I would have no problem arguing 16 teams in the playoffs, though it definitely plays havoc with the players. It might work if you don’t tie all the playoffs into the bowl season - most teams have close to a month between their last game and when bowl games start. Throw in a bye week for those that make the playoffs, then run 'em back to back to back until you’re down to four, then those go into bowl games, conveniently timed with the rest of the bowl season.
Everyone in a division plays the same 14 games, with only two games being different between the teams (6 divisional games, 4 each against an intra-conference division and an inter-conference division, then different games against the teams that finished with the same division ranking in the other two intra-conference divisions). That’s obviously not going to happen with such a large number of entrants, even if you do cut it down to the P5 conferences. Subjective decisions will always have room for favoritism and controversy. Using set standards and numbers removes that. How is the NCAA the only league that doesn’t use objective standards for determining the best?
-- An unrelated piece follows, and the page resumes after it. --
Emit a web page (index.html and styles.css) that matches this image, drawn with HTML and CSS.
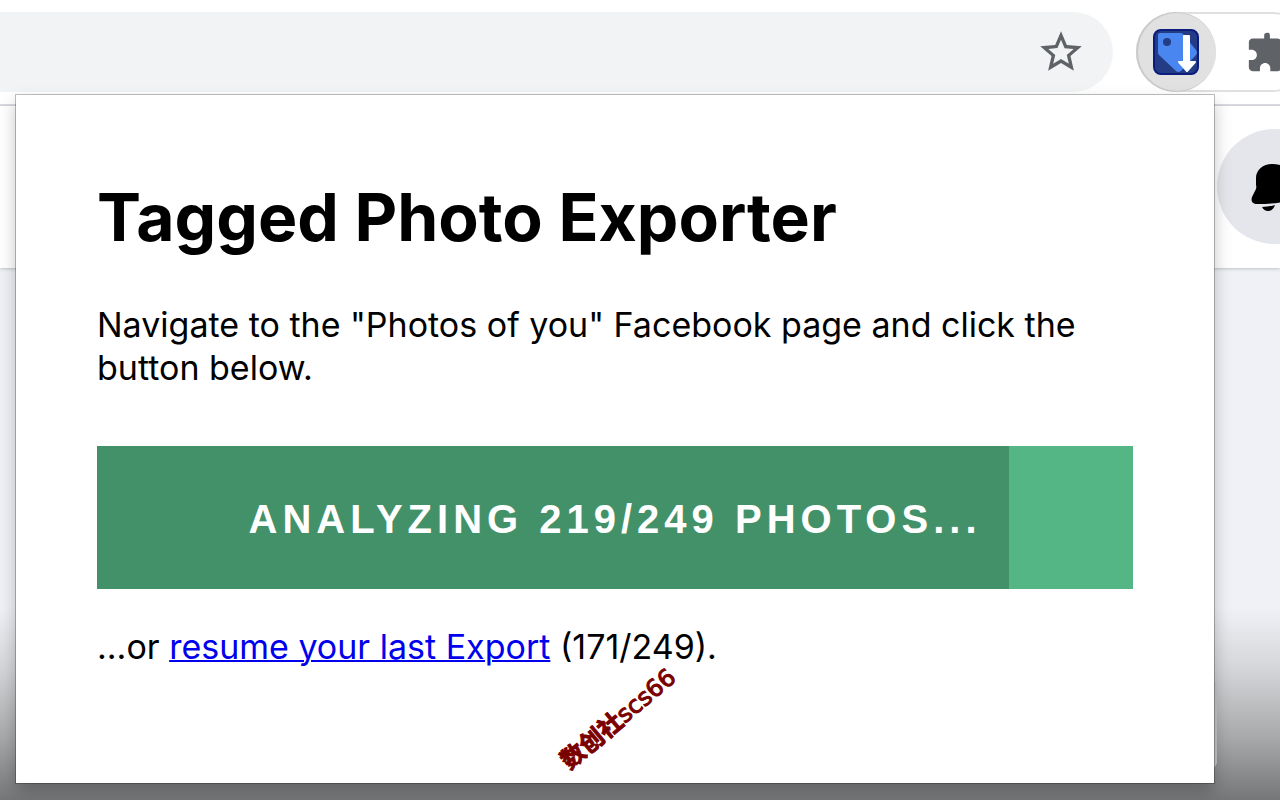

The NCAA has nothing to do with the football tournament, other than occasionally telling a school like Ole Miss that it can’t be in it next year - and (a) that’s part of the problem, and (b) the Power 5 conferences like it this way, as it knows from looking at the men’s basketball tournament what the NCAA would do with the money. Over the past ten years, an average of six men’s teams (in all sports combined) have been dropped at Division I schools - what I want to know is, how many of them are from Power 5 conferences, where they seem to have a lot of money to go around?
How many NCAA tournaments don’t automatically invite every conference champion?